With the new intel nics and iperf I get 300Mbit to one direction (from server to client), 600Mbit to another (client to server). Exactly the same thing with intel-realtek or realtek-realtek. With three different cables. And I tested with MacBook as client too.

Something is bringing down the network performance of the FreeBSD server, probably on the software level (since different hardware has the same problem). Or maybe there's too much cosmic radiation in my closet.

I've already tried every possible software level solution for this kind of problem from sysctl tcp tunables to device polling with no luck. I was so sure that it was the realtek chips causing problems...
 
I've found that I have to max out the MTU to get the most out of my NICs.
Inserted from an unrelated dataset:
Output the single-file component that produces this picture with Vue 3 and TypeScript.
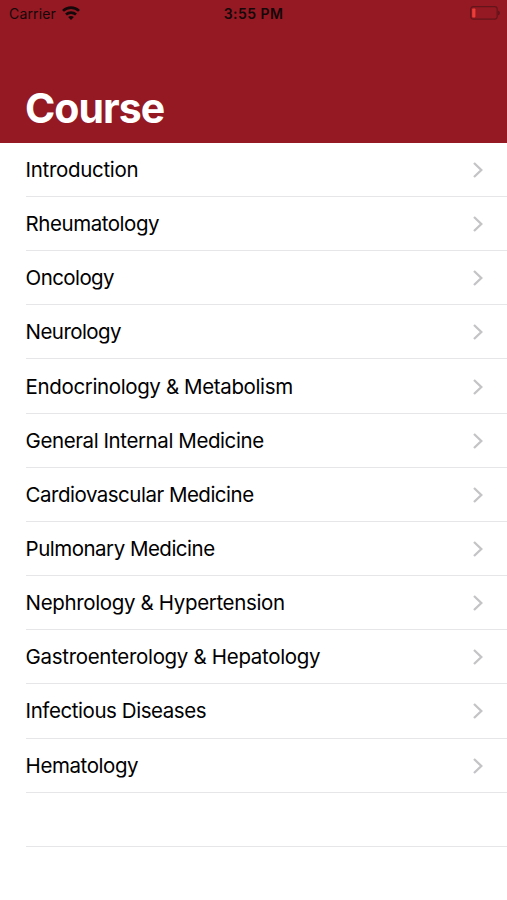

With a MTU of 9000, I get very close to 1Gbps in both directions with Intel NICs, and close to 600Mbps with realtek ones.
 
I borrowed a MacBook, tested a bit further and got the following results:

  • Atom ION + Integrated Realtek <-> MacBook: ~900Mbit/s both directions
  • Atom ION + PCI Intel NIC <-> MacBook: ~900Mbit/s both directions
All good!

  • Atom ION + Integrated Realtek <-> MSI Neo K9N V2 Integrated realtek (FreeBSD)
    • Iperf server on Atom, client on FreeBSD: 300Mbit
    • Iperf client on Atom, server on FreeBSD: 700Mbit
  • Atom ION + PCI Intel NIC <-> MSI Neo K9N V2 + PCI Intel NIC (FreeBSD):
    • Iperf server on Atom, client on FreeBSD: 300Mbit
    • Iperf client on Atom, server on FreeBSD: 700Mbit
  • MacBook <-> MSI Neo K9N V2 PCI Intel NIC (FreeBSD):
    • Iperf server on MacBook client on FreeBSD: 300Mbit
    • Iperf client on MacBook, server on FreeBSD: 700Mbit

Probably a hardware issue on the homeserver motherboard (MSI)? Since the realtek NIC is integrated on the PCI bus it could cause the same slowdown on both NICs. Or maybe some kind of compatibility issue between FreeBSD and the Motherboard?

So... I probably have to rebuild the server on a different motherboard to get a real 1gbit link, damn.